Banga has taken charge over the bank at a critical time, when it is in the middle of working through its evolution road map, which suggests changes in the bank’s mandate (to include transboundary challenges such as climate crisis), operating modalities and financial models. Singh is leading, along with former US treasury secretary Larry Summers, the G20 independent expert group on strengthening MDBs (multilateral development banks), which is all set to suggest ways in which the bank can balance its old and new mandates and raise more funds.

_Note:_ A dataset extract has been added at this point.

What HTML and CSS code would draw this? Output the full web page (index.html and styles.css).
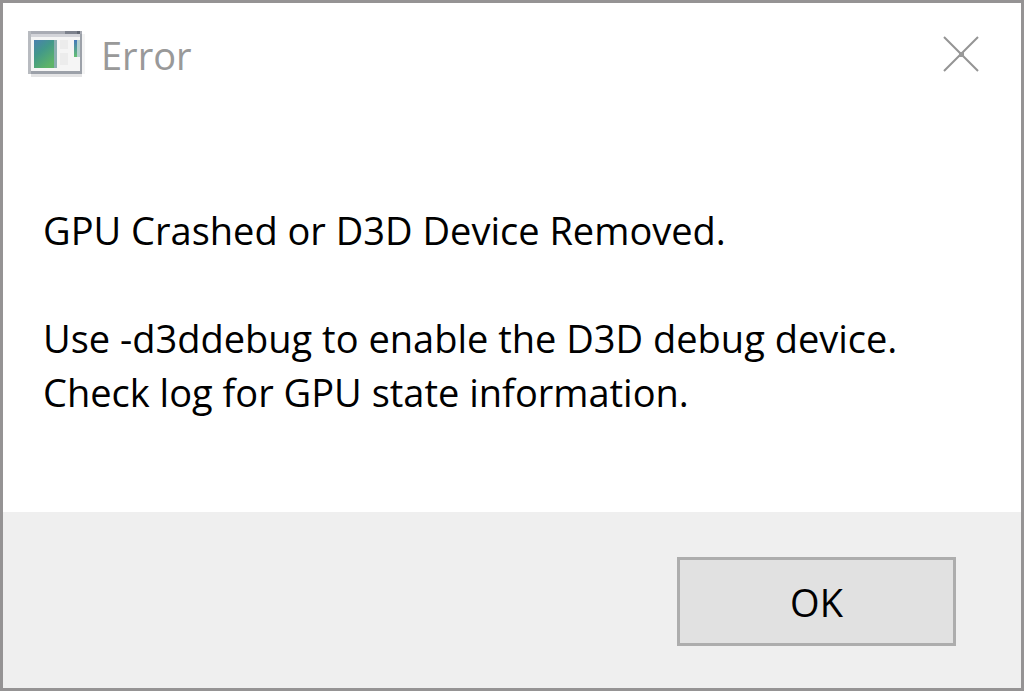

But as men who have led large institutions, Banga and Singh, in their conversations, also recognised the importance of human resource management, internal organisational cultures, and the ethos and mindset that governs the work of professionals in an institution. If the bank is to be ready to meet future challenges, it has to undergo an overhaul internally and its staffers have to shed their risk-averse bureaucratic tendencies and become more proactive, both in terms of the resources they can raise and the projects they fund.
It is a task that Banga appears determined to pursue. He has already made a beginning by changing his own office’s decor to make it more austere, departing from the stuffy attire that has marked the sartorial style of past presidents, and bringing in an informal and conversational style to all his interactions, including in a town hall meeting last month with the bank’s employees where he, according to staffers, brought a refreshing change in atmospherics by focusing on outcomes.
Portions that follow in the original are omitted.